Code that builds pages:
====================

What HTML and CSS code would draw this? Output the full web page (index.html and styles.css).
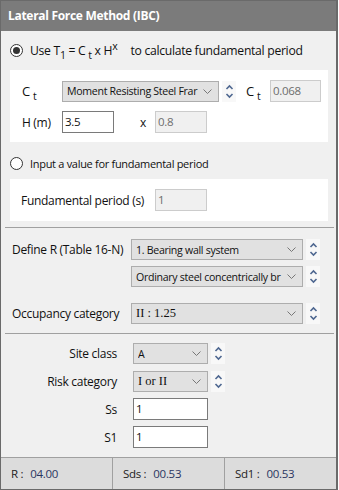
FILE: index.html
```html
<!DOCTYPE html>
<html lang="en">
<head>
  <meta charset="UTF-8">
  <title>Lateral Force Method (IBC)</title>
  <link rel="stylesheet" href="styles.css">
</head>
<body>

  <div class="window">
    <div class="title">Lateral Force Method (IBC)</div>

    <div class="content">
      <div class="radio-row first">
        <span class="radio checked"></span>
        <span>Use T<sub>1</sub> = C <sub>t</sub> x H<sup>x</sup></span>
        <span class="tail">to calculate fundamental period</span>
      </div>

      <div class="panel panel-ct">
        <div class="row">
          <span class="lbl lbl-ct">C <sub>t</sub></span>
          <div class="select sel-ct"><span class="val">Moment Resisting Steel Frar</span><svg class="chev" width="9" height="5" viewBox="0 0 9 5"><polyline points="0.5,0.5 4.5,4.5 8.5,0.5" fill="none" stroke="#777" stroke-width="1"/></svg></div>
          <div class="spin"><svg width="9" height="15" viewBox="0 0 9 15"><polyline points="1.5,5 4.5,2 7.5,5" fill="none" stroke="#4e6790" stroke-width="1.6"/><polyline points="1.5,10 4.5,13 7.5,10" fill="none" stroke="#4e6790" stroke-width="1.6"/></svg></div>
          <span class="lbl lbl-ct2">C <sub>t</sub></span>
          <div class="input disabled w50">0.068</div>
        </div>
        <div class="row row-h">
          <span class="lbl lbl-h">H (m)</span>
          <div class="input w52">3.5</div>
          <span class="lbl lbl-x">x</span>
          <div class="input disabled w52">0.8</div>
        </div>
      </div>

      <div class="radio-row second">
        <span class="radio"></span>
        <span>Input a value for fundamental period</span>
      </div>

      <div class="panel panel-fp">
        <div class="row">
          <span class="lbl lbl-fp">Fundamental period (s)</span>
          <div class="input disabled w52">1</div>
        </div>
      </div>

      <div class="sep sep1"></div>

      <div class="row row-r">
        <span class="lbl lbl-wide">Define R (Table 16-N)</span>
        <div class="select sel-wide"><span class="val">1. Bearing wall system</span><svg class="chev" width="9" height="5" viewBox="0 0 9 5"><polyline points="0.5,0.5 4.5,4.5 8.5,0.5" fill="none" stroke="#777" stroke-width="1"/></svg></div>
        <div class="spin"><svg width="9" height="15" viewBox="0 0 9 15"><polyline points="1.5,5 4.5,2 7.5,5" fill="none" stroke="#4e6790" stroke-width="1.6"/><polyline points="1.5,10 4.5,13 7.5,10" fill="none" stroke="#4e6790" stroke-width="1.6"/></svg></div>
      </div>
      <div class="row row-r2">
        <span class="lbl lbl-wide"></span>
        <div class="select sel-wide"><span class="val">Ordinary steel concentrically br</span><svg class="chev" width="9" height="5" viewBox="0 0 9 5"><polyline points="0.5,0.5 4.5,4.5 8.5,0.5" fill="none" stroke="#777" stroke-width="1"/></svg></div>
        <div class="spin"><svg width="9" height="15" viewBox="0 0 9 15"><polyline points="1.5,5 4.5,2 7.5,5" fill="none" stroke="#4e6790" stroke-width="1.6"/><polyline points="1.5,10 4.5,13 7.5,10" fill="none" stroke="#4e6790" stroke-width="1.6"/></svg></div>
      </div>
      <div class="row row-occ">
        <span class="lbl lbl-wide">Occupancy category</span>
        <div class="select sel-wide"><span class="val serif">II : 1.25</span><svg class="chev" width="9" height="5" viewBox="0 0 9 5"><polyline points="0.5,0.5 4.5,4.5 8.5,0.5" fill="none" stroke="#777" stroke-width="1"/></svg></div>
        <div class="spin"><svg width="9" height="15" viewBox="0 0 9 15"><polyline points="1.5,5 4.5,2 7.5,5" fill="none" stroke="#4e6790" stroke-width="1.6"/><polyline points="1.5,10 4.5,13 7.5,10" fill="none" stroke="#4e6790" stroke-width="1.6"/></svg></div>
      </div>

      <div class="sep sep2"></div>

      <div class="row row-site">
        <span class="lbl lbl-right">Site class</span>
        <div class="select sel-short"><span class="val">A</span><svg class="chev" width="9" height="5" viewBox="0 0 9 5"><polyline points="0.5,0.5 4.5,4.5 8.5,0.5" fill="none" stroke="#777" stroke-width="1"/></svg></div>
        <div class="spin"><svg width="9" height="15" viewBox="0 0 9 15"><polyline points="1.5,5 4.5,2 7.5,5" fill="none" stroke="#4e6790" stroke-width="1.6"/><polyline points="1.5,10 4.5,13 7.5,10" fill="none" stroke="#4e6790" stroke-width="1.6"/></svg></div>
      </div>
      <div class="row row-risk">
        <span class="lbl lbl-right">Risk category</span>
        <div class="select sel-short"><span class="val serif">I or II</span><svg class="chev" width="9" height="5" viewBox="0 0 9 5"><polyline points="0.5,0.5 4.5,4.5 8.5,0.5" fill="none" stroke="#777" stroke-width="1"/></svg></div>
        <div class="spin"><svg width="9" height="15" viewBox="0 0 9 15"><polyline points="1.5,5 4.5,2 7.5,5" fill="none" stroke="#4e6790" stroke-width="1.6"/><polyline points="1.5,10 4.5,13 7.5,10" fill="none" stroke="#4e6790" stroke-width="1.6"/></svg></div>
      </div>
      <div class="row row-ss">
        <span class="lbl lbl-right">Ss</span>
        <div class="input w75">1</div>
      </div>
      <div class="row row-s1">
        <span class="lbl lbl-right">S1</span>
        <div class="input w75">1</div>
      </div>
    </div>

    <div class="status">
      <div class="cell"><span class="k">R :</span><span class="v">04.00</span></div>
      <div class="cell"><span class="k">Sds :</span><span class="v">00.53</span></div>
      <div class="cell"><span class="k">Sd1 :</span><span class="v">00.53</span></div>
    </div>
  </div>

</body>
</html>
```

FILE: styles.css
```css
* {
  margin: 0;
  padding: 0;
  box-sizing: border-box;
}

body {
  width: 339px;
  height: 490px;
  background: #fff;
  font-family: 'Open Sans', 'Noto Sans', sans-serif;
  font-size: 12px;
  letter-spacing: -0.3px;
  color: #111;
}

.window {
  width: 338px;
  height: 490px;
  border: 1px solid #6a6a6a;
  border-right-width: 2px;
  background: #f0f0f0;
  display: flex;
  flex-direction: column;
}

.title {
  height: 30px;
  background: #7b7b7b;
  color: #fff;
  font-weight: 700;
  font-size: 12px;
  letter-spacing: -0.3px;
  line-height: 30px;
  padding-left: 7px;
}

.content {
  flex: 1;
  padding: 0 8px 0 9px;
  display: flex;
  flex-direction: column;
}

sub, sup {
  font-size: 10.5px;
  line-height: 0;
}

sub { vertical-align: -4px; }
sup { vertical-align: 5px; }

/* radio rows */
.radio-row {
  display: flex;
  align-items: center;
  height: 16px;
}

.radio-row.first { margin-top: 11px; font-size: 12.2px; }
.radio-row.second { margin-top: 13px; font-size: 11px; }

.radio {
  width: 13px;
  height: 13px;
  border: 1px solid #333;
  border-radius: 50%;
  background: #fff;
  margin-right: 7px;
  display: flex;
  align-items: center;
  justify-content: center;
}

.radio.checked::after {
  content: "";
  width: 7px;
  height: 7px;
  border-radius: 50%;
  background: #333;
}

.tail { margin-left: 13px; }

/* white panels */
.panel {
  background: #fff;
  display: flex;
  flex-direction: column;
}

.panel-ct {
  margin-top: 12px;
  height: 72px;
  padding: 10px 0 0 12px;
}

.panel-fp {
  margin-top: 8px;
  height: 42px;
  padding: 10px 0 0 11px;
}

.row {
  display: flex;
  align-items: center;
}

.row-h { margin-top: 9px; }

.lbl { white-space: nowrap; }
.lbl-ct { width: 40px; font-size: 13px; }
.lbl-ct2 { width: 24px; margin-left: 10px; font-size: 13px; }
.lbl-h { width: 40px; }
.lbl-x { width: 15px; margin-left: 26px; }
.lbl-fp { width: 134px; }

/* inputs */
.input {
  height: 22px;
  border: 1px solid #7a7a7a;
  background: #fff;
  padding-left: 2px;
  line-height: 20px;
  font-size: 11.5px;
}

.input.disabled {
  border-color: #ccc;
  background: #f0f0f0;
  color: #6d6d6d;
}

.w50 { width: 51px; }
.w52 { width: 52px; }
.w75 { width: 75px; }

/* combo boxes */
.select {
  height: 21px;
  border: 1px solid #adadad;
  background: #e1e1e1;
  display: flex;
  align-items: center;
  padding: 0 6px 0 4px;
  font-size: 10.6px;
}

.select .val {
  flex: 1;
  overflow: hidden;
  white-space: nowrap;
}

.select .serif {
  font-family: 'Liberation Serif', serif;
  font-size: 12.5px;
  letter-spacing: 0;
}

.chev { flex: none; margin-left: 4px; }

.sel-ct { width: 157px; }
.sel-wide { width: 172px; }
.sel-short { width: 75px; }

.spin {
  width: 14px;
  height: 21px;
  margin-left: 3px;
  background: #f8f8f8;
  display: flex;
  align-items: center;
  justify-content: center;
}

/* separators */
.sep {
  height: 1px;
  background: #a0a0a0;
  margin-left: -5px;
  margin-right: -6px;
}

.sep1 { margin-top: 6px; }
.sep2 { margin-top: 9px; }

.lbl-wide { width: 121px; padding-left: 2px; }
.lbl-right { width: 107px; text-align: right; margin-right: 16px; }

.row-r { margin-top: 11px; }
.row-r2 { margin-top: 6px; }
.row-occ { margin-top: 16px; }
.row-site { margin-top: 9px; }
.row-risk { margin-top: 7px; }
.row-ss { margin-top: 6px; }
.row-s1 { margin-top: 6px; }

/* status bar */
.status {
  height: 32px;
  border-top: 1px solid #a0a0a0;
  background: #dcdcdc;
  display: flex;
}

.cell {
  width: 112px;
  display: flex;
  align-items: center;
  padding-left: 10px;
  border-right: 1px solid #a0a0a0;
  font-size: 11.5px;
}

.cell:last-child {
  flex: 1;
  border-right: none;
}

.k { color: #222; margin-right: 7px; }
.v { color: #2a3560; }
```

====================

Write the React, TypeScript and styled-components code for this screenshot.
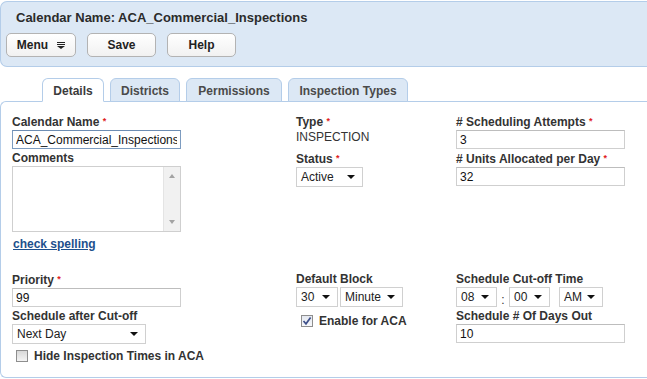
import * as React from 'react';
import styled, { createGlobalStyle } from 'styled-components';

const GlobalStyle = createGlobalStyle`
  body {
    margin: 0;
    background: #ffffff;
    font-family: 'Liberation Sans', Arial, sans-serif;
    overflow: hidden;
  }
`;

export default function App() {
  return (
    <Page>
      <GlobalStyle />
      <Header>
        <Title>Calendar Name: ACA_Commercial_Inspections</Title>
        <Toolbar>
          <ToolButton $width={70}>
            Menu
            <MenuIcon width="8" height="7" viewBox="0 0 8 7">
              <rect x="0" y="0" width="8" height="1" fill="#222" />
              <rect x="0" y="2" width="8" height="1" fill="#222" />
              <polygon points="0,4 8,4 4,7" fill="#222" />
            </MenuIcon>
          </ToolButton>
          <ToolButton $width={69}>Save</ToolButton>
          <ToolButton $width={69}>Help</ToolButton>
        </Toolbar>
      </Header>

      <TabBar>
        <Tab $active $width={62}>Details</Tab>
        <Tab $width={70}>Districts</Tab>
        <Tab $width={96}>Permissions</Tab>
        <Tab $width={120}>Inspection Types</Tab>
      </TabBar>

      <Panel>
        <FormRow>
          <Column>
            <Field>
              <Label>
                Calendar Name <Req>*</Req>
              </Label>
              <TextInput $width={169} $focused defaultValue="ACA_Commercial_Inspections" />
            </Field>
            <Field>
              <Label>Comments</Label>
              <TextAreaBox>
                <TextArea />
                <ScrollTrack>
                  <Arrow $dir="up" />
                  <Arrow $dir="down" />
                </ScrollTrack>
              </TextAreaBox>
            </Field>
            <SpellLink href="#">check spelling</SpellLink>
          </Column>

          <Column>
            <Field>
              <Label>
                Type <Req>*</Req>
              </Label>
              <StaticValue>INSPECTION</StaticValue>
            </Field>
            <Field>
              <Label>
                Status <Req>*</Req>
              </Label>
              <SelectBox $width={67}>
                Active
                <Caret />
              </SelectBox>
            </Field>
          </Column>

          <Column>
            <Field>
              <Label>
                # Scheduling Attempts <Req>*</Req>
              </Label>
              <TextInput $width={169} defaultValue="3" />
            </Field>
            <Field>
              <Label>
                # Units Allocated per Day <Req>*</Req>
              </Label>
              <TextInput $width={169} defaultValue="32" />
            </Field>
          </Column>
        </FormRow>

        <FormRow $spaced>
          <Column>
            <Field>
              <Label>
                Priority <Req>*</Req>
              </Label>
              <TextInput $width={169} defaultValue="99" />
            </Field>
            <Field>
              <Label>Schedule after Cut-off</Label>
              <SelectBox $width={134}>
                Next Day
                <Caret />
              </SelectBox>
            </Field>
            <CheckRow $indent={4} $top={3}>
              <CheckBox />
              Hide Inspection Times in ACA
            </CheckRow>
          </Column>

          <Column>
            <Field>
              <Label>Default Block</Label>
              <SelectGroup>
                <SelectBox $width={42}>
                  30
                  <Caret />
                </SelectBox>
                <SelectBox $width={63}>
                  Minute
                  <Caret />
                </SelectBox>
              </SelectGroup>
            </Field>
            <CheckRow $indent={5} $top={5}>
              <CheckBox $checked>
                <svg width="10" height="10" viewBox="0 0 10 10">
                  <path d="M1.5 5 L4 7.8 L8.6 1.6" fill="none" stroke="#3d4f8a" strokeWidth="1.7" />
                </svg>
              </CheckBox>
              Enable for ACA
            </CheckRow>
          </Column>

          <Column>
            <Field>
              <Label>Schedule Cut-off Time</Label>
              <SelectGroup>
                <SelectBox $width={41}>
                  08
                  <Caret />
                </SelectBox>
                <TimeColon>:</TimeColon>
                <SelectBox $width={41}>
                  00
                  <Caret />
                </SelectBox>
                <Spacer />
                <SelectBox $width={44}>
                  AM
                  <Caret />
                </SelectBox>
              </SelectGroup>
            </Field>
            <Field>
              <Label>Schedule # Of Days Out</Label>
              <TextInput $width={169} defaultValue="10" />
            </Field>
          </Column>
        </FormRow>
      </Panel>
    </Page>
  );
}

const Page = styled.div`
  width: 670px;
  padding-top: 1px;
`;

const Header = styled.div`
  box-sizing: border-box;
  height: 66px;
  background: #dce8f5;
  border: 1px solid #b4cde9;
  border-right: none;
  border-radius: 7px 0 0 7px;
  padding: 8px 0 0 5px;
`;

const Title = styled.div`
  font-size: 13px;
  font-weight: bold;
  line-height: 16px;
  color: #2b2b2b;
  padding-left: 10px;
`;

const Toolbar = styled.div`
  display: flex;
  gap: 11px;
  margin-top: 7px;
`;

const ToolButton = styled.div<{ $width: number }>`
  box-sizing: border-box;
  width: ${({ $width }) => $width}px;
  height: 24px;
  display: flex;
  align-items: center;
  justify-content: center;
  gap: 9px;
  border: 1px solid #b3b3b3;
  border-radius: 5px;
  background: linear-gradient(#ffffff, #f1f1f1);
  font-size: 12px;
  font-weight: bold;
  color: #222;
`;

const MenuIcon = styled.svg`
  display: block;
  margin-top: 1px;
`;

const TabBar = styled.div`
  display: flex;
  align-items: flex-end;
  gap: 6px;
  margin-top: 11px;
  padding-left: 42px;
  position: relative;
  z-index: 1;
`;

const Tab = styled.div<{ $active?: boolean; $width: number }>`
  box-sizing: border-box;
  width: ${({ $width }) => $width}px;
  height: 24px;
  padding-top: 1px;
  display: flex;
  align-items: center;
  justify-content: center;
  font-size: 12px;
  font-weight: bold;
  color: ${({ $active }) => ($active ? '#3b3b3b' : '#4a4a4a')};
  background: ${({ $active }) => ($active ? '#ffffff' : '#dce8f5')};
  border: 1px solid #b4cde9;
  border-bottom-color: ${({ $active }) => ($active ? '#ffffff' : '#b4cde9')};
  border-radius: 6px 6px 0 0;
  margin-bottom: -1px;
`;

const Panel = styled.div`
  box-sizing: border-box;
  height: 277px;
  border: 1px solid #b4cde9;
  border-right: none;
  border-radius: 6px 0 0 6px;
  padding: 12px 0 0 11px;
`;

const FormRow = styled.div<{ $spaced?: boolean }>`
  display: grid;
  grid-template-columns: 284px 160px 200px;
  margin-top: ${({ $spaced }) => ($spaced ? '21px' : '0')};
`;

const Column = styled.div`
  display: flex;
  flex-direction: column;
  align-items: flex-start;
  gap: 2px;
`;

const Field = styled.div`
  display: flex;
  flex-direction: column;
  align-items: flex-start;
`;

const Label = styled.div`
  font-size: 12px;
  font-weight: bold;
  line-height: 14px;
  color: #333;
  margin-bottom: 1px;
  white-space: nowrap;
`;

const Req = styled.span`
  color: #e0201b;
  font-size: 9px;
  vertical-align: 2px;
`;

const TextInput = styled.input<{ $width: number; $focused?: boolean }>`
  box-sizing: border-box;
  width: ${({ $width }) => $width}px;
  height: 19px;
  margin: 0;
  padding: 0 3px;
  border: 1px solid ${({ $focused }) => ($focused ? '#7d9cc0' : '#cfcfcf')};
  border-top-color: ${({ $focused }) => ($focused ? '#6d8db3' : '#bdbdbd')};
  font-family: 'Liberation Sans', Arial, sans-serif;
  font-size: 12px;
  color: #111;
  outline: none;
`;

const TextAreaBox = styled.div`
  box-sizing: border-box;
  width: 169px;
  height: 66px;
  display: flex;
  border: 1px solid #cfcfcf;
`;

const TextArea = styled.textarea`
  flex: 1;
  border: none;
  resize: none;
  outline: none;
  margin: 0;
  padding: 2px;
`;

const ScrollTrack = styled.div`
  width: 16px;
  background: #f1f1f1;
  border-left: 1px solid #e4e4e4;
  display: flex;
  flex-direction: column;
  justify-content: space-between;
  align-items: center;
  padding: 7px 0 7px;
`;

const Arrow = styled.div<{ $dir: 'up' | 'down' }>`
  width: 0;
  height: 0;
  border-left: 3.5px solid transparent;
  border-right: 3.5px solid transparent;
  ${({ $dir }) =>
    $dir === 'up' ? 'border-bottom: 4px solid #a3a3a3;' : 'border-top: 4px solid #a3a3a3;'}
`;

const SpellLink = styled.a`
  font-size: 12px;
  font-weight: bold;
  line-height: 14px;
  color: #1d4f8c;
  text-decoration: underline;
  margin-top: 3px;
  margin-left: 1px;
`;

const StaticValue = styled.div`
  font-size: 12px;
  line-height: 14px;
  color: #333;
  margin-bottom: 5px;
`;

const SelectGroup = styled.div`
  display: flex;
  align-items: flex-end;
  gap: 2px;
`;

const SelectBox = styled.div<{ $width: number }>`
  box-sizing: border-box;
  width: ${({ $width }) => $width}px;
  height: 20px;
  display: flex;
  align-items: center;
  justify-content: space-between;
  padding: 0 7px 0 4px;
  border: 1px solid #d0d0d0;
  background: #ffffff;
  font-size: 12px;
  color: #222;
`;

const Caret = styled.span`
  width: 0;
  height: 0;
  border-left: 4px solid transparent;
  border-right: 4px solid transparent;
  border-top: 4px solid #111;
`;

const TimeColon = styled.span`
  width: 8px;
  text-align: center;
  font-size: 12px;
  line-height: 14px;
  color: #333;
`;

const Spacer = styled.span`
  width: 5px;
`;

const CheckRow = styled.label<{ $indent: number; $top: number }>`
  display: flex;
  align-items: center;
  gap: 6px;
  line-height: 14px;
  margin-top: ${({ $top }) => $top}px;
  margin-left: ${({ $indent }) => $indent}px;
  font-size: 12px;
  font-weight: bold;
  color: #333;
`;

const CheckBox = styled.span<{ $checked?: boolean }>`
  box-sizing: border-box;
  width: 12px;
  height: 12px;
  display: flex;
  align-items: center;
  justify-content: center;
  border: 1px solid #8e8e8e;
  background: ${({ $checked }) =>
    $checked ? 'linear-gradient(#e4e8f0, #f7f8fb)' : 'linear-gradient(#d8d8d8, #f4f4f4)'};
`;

====================

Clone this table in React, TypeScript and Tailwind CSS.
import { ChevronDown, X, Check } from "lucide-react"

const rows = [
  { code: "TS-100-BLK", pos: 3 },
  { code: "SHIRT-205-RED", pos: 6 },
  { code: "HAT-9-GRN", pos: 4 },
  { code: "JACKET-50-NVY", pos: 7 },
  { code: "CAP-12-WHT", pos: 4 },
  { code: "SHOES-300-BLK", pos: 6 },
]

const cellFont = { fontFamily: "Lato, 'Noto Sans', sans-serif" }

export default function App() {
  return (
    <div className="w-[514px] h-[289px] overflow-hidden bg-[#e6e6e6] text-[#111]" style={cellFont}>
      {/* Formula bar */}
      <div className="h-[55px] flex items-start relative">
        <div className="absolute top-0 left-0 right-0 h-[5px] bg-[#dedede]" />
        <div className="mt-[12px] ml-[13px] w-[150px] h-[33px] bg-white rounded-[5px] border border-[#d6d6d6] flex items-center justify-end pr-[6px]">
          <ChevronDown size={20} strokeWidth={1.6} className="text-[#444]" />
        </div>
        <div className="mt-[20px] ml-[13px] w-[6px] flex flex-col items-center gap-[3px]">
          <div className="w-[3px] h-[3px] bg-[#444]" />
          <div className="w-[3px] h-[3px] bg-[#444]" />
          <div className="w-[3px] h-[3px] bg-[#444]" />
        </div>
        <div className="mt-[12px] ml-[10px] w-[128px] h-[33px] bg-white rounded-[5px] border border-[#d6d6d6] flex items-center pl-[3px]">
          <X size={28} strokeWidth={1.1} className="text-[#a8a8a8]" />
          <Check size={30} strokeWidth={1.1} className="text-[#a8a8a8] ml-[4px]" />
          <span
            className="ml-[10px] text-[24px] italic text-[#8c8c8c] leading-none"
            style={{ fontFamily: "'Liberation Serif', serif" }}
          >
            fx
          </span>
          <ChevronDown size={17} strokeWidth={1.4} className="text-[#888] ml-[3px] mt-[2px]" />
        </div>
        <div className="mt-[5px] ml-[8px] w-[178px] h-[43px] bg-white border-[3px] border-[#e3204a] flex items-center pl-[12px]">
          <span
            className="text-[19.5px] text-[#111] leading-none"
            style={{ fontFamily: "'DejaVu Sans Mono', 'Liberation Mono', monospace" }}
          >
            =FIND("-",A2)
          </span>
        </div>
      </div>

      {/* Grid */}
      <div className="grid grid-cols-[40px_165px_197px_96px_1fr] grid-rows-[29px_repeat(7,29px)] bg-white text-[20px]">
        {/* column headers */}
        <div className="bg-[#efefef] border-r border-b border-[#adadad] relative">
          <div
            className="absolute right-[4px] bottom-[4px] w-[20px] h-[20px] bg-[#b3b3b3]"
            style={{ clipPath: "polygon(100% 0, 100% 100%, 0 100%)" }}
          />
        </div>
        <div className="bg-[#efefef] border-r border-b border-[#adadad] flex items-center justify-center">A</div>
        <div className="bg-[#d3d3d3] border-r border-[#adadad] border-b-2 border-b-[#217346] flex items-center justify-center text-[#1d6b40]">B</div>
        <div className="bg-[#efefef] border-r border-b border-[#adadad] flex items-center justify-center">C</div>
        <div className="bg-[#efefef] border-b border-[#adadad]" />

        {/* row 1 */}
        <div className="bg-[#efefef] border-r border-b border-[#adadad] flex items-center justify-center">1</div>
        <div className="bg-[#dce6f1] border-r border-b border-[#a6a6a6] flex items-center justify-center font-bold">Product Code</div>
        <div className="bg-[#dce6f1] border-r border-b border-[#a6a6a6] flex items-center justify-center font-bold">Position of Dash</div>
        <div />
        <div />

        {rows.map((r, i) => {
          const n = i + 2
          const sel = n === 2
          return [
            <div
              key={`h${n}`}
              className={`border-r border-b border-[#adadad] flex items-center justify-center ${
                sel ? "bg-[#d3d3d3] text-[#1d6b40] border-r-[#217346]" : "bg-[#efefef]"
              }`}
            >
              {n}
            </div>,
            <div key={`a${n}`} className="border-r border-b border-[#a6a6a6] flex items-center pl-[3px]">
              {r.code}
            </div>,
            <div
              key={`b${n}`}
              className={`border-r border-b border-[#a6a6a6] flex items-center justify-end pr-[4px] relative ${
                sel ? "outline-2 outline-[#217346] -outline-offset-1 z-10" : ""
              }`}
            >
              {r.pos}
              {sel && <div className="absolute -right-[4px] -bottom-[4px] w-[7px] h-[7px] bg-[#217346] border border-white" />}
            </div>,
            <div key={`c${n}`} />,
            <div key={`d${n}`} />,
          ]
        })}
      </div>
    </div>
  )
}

====================

## INSTRUCTIONS FOR THE TASK
Extract every line from the records above that contains the word "index".

## EXERCISE OUTPUT
What HTML and CSS code would draw this? Output the full web page (index.html and styles.css).
FILE: index.html
  z-index: 1;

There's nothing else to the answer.